I’m no newbie. I’ve been around this block. My oldest, a boy, is two, maybe three years into puberty. He now stands taller than my 5’9″ frame. His shoe size shadows 13. That sweet scent of watermelon shampoo no longer trails after him; it’s been replaced by a peppery perspiration that never quite softens. At times he’s goofy to the point of near mania. He’s witty and sharp and politically astute. As a high school sophomore, he divides his eager pursuits — not equally — between soccer, girls, and academics. —
So I’ve observed the teen. I know their behaviors. Like a keeper at the zoo, I expect the unexpected. After years of lifting chubby toddlers, pushing broken strollers, and belting car seats, I welcome this, the less physical side of parenting. Still, I thought I’d have a bit of breathing room before my daughter entered the fray. Yet, here she is, a full-fledged teen at age 11.
Physically, she’s still a little girl. She’s the tiniest in her group. And there are moments when she’s still my little girl; kissing and hugging and curling up in my arms. But there are other moments, flashes really, when eyes roll, jaws jut, feet stomp, leaving me certain that either a) she’s her own evil twin or b) I’m in the wrong apartment.
I now know being a teen is less about age and more about attitude.
We argue more than we did in years past. I suppose that’s because she’s gaining the confidence to question my say-so. And I’ve learned I don’t really like when my say-so is questioned. The beauty of parenting the 3- to 10-year-old set is they generally follow your direction. That reign of reason ends abruptly when your child becomes a teen.

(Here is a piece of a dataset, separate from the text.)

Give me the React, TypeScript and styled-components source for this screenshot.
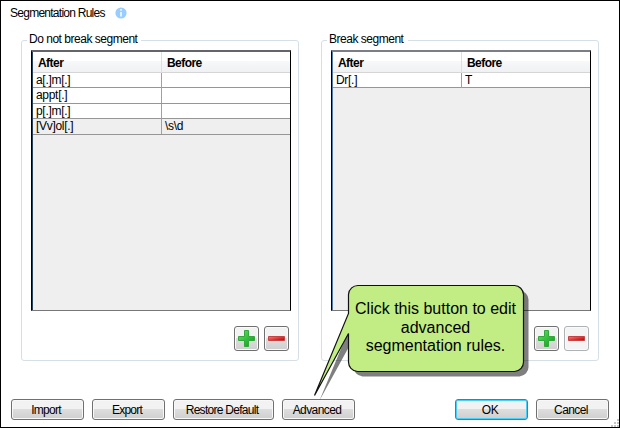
import React from "react";
import styled, { createGlobalStyle } from "styled-components";

const Global = createGlobalStyle`
  * { box-sizing: border-box; }
  body { margin: 0; background: #fff; }
`;

const Dialog = styled.main`
  position: relative;
  width: 620px;
  height: 428px;
  border: 1px solid #000;
  background: #fff;
  color: #000;
  font: 12px/16px "Liberation Sans", Arial, sans-serif;
  overflow: hidden;
  display: flex;
  flex-direction: column;
`;

const Label = styled.span<{ $spacing?: number }>`
  letter-spacing: ${(p) => p.$spacing ?? 0}px;
  white-space: pre;
`;

const TitleBar = styled.header`
  display: flex;
  align-items: center;
  height: 24px;
  padding-left: 9px;
`;

const Title = styled.div`
  width: 105px;
`;

const Panels = styled.div`
  display: flex;
  gap: 22px;
  height: 329px;
  margin-top: 7px;
  padding-left: 20px;
`;

const Group = styled.fieldset`
  width: 278px;
  height: 329px;
  margin: 0;
  padding: 0 7px 0 9px;
  border: 1px solid #d5dfe5;
  border-radius: 3px;
  min-width: 0;
`;

const Legend = styled.legend<{ $width: number }>`
  width: ${(p) => p.$width}px;
  height: 17px;
  margin-left: -4px;
  padding: 0 0 0 2px;
  line-height: 15px;
`;

const Grid = styled.div<{ $dotted?: boolean }>`
  width: 260px;
  height: 261px;
  margin-top: 1px;
  background: #efefef;
  border: solid #000;
  border-width: 2px 1px 1px 1px;
  border-top-color: ${(p) => (p.$dotted ? "#63656a" : "#7b7e84")};
  border-bottom-color: #777;
  box-shadow: inset 1px 0 ${(p) => (p.$dotted ? "#29425c" : "#527ba5")};
  padding-left: 1px;
`;

const Row = styled.div<{ $height: number; $shaded?: boolean }>`
  display: grid;
  grid-template-columns: 129px 1fr;
  height: ${(p) => p.$height}px;
  background: ${(p) => (p.$shaded ? "#efefef" : "#fff")};
  border-bottom: 1px solid #969696;
`;

const Cell = styled.div`
  padding-left: 3px;
  line-height: 15px;
  letter-spacing: -0.3px;
  &:first-child { border-right: 1px solid #a0a0a0; }
`;

const HeadRow = styled(Row)`
  background: linear-gradient(#fff 0 45%, #f7f8f9 46%, #f0f1f2);
  border-bottom-color: #d5d5d5;
`;

const HeadCell = styled(Cell)`
  padding-left: 5px;
  line-height: 22px;
  font-weight: bold;
  &:first-child { border-right-color: #dedfe1; }
`;

const Tools = styled.div`
  display: flex;
  justify-content: flex-end;
  gap: 5px;
  margin-top: 15px;
  padding-right: 2px;
`;

const ToolButton = styled.button<{ $disabled?: boolean }>`
  width: 25px;
  height: 25px;
  padding: 0;
  display: grid;
  place-items: center;
  border: 1px solid ${(p) => (p.$disabled ? "#adb2b5" : "#707070")};
  border-radius: 3px;
  background: ${(p) => (p.$disabled ? "#f4f4f4" : "linear-gradient(#f2f2f2 0 48%, #dddddd 50%, #cfcfcf)")};
  box-shadow: inset 0 0 0 1px #fafafa;
`;

const Footer = styled.footer`
  display: flex;
  gap: 8px;
  margin-top: 38px;
  padding: 0 10px;
`;

const Spacer = styled.div`
  flex: 1;
`;

const Button = styled.button<{ $width?: number; $primary?: boolean }>`
  width: ${(p) => p.$width ?? 73}px;
  height: 21px;
  padding: 2px 3px 0 0;
  color: #000;
  font: 12px/17px "Liberation Sans", Arial, sans-serif;
  border: 1px solid ${(p) => (p.$primary ? "#3c7fb1" : "#707070")};
  border-radius: 3px;
  background: linear-gradient(#f2f2f2 0 47%, #dddddd 50%, #cfcfcf);
  box-shadow: inset 0 0 0 1px ${(p) => (p.$primary ? "#48d0f8" : "#f8f8f8")};
`;

const Callout = styled.aside`
  position: absolute;
  left: 306px;
  top: 278px;
  width: 230px;
  height: 125px;
`;

const Bubble = styled.svg`
  display: block;
`;

const CalloutText = styled.p`
  position: absolute;
  left: 41px;
  top: 21px;
  width: 175px;
  margin: 0;
  text-align: center;
  font-size: 16px;
  line-height: 18.5px;
  white-space: pre;
`;

const Grip = styled.svg`
  position: absolute;
  right: 0;
  bottom: 0;
`;

const InfoIcon = () => (
  <svg width="12" height="12" viewBox="0 0 12 12">
    <circle cx="6" cy="6" r="5.6" fill="#99ccff" />
    <path d="M6 2v1.7M6 5v4.6" stroke="#eef7ff" strokeWidth="1.8" />
  </svg>
);

const PlusIcon = () => (
  <svg width="19" height="19" viewBox="0 0 19 19">
    <defs>
      <linearGradient id="green" x1="0" y1="0" x2="1" y2="1">
        <stop offset="0" stopColor="#70df70" />
        <stop offset=".55" stopColor="#2cbd37" />
        <stop offset="1" stopColor="#129923" />
      </linearGradient>
    </defs>
    <path d="M7.5 1.5h4v6h6v4h-6v6h-4v-6h-6v-4h6z" fill="url(#green)" stroke="#35a63b" />
  </svg>
);

const MinusIcon = () => (
  <svg width="19" height="19" viewBox="0 0 19 19">
    <defs>
      <linearGradient id="red" x1="0" y1="0" x2="1" y2="1">
        <stop offset="0" stopColor="#f28080" />
        <stop offset=".5" stopColor="#df3a3a" />
        <stop offset="1" stopColor="#b50000" />
      </linearGradient>
    </defs>
    <path d="M1.5 7.5h16v4h-16z" fill="url(#red)" stroke="#c44444" />
  </svg>
);

type Rule = { after: string; before: string; height: number; shaded?: boolean };

const keepRules: Rule[] = [
  { after: "a[.]m[.]", before: "", height: 15 },
  { after: "appt[.]", before: "", height: 16 },
  { after: "p[.]m[.]", before: "", height: 15 },
  { after: "[Vv]ol[.]", before: "\\s\\d", height: 16, shaded: true },
];

const breakRules: Rule[] = [{ after: "Dr[.]", before: "T", height: 15 }];

type PanelProps = {
  title: string;
  legendWidth: number;
  rules: Rule[];
  dotted?: boolean;
  removeDisabled?: boolean;
};

const RulePanel = ({ title, legendWidth, rules, dotted, removeDisabled }: PanelProps) => (
  <Group>
    <Legend $width={legendWidth}>
      <Label $spacing={-0.48}>{title}</Label>
    </Legend>
    <Grid $dotted={dotted}>
      <HeadRow $height={21}>
        <HeadCell><Label $spacing={-0.55}>After</Label></HeadCell>
        <HeadCell><Label $spacing={-0.55}>Before</Label></HeadCell>
      </HeadRow>
      {rules.map((r) => (
        <Row key={r.after} $height={r.height} $shaded={r.shaded}>
          <Cell>{r.after}</Cell>
          <Cell>{r.before}</Cell>
        </Row>
      ))}
    </Grid>
    <Tools>
      <ToolButton aria-label="Add"><PlusIcon /></ToolButton>
      <ToolButton aria-label="Remove" $disabled={removeDisabled}><MinusIcon /></ToolButton>
    </Tools>
  </Group>
);

const bubblePath =
  "M51.5 6.5H207.5A9.5 9.5 0 0 1 216.5 15.5V82.5A9.5 9.5 0 0 1 207.5 92.5H50.5A9.5 9.5 0 0 1 41.5 82.5V54.5L7.5 116.5L41.5 34.5V15.5A9.5 9.5 0 0 1 51.5 6.5Z";

export default function App() {
  return (
    <>
      <Global />
      <Dialog>
        <TitleBar>
          <Title><Label $spacing={-0.74}>Segmentation Rules</Label></Title>
          <InfoIcon />
        </TitleBar>
        <Panels>
          <RulePanel title="Do not break segment" legendWidth={114} rules={keepRules} dotted />
          <RulePanel title="Break segment" legendWidth={81} rules={breakRules} removeDisabled />
        </Panels>
        <Footer>
          <Button><Label $spacing={-0.75}>Import</Label></Button>
          <Button><Label $spacing={-0.8}>Export</Label></Button>
          <Button $width={101}><Label $spacing={-0.72}>Restore Default</Label></Button>
          <Button><Label $spacing={-0.6}>Advanced</Label></Button>
          <Spacer />
          <Button $primary><Label $spacing={-0.3}>OK</Label></Button>
          <Button><Label $spacing={-0.6}>Cancel</Label></Button>
        </Footer>
        <Callout>
          <Bubble width="230" height="125" viewBox="0 0 230 125">
            <path d={bubblePath} transform="translate(5 5)" fill="#000" fillOpacity=".5" />
            <path d={bubblePath} fill="#c2ed85" stroke="#111" strokeWidth="1.2" />
          </Bubble>
          <CalloutText>{"Click this button to edit\nadvanced\nsegmentation rules."}</CalloutText>
        </Callout>
        <Grip width="8" height="8" viewBox="0 0 8 8">
          <path d="M6 0h2v2H6zM3 3h2v2H3zM6 3h2v2H6zM0 6h2v2H0zM3 6h2v2H3zM6 6h2v2H6z" fill="#c4c4c4" />
        </Grip>
      </Dialog>
    </>
  );
}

My daughter’s friendship circle is unwieldy. Fourteen girls, bound together, in a fluid, turbulent sea of emotion. There’s constant conflict. Mad crushes. Hurt feelings. Rotating BFF’s. There’s always a movie, a sleepover, or a multiple kid playdate she has to attend. Initially, I thought she pleaded to go to every, single gathering because she’s chatty and social. And she is. But she’s anxious, too. Anxious that if she misses even one event, she’ll be the one being chatted about. An early lesson on gossip’s downside. And with Facebook, AIM, and texting always at one’s fingertips, stirring the pot has never been easier.
One of the earliest mantras I chanted with my kids was: Use your words. (Use your words! Use your words! Use your words!) I guess it still applies. They’re growing and changing and hardly recognizable as their former selves, but their meltdowns are sort of the same. They’re in the process of becoming who they’ll be next, and it isn’t easy (for any of us). So what else can we do, but use our words? I push them to talk (usually after I’ve given myself a much-needed time out) because the face I’m seeing — whether it’s sad, or angry, or sneering — doesn’t always tell the entire story.
Anyway, I think I’ll be really good at parenting teens next year, when my 8-year old joins the pack.